The Planet Demands We Be More Efficient. Datacenter computers alone used 1% of global electricity in 2018, and estimates indicate this number will grow to 3%–13% by 2030.1 With such a large fraction of the world's energy going to computing, it is incumbent on us to design efficient computations to minimize the carbon footprint of computation. The first step in being more efficient is having an accurate model to analyze algorithms, so we can pick the most efficient algorithm for a given problem. We can no longer afford to ignore the constant factor difference between arithmetic and communication or the increase in energy with distance.
PECM: A Simple, Accurate Model of Computation. Two simple changes to the PRAM model can fix its two main problems. To account for the large difference in cost between arithmetic operations (like add) and memory access, we assign them different costs. Arithmetic operations remain unit cost, but memory operations have a higher cost, proportional to distance. Each processing element and each memory is assigned a location l ∈ L and a distance function D: L × L ⇒ R is defined to determine the cost of sending a message or making a memory access between two locations.

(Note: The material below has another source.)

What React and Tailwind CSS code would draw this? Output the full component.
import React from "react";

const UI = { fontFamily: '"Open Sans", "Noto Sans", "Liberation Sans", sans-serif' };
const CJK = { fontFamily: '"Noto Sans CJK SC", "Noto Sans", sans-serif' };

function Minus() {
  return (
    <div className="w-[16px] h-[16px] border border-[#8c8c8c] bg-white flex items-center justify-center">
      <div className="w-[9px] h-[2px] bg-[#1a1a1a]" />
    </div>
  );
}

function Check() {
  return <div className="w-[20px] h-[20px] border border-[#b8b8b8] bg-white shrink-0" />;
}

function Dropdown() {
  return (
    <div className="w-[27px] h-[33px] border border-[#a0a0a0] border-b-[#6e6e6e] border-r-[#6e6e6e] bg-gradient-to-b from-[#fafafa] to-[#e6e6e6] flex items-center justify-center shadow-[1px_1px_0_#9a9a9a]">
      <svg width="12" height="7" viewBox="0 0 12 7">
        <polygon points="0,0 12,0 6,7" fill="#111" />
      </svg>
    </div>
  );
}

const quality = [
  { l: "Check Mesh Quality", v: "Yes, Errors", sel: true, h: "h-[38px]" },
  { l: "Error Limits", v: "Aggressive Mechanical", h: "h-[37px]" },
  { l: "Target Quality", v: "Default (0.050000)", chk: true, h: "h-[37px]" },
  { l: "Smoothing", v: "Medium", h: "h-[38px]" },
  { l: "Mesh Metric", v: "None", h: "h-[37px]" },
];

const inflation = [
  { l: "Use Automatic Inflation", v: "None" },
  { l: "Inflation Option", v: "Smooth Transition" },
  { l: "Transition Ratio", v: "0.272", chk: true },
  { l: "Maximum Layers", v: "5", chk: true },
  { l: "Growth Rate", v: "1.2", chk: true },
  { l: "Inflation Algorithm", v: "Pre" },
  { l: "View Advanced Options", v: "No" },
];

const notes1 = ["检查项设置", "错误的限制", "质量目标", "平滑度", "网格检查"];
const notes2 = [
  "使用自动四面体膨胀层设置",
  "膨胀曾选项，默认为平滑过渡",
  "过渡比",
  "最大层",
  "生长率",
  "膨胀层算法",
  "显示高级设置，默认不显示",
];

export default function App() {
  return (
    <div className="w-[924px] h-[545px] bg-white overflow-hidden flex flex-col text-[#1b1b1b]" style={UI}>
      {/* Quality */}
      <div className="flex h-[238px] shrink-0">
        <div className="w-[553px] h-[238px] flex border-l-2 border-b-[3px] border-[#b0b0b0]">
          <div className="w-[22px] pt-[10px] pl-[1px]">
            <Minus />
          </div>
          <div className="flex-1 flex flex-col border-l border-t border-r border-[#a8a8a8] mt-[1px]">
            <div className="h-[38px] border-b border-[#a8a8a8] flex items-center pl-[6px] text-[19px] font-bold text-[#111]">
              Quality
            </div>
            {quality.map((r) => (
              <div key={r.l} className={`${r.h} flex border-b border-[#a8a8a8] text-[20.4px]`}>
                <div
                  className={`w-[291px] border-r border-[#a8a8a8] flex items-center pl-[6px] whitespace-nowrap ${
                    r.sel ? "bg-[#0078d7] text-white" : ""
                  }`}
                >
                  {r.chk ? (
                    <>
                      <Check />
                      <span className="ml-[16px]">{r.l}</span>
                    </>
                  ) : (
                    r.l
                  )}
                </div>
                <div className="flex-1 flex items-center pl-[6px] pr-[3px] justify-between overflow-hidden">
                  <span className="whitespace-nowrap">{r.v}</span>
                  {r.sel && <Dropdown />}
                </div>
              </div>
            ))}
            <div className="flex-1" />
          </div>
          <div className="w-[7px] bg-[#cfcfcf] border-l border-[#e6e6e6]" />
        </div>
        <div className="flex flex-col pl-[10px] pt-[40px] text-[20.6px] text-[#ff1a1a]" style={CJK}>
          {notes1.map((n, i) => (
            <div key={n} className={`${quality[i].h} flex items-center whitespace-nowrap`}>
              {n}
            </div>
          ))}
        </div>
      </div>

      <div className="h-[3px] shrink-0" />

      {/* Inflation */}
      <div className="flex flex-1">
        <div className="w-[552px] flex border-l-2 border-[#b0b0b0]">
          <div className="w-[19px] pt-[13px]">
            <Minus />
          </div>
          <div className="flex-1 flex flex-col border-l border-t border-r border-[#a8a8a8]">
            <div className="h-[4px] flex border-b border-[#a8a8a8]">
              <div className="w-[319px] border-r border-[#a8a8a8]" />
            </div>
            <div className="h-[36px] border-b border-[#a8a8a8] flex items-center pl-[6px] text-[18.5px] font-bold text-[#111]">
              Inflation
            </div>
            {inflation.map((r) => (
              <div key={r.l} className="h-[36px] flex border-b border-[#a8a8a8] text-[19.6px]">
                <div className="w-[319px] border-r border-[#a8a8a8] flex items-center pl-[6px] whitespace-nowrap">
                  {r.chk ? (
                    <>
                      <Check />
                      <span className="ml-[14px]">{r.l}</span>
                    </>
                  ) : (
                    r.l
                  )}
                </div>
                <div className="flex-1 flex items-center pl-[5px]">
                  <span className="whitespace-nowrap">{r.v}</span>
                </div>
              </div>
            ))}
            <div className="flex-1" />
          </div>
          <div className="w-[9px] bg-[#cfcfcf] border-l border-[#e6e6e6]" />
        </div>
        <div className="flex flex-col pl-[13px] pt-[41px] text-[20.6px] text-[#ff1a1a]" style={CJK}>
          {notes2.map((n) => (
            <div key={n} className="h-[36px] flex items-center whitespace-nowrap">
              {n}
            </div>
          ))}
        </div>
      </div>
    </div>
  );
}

We can use different distance functions to model different computational targets. Two-dimensional Manhattan distance models on-chip communication. Locations are x,y coordinates and distance is the Manhattan distance between two coordinates. Off-chip communication can be modeled by adding additional distance when either coordinate spans a chip boundary (as in the example here).
By allowing us to reason about the true costs of computations, this parallel explicit communication model (PECM) will allow us to design more efficient computations and in doing so reduce the carbon footprint of computing.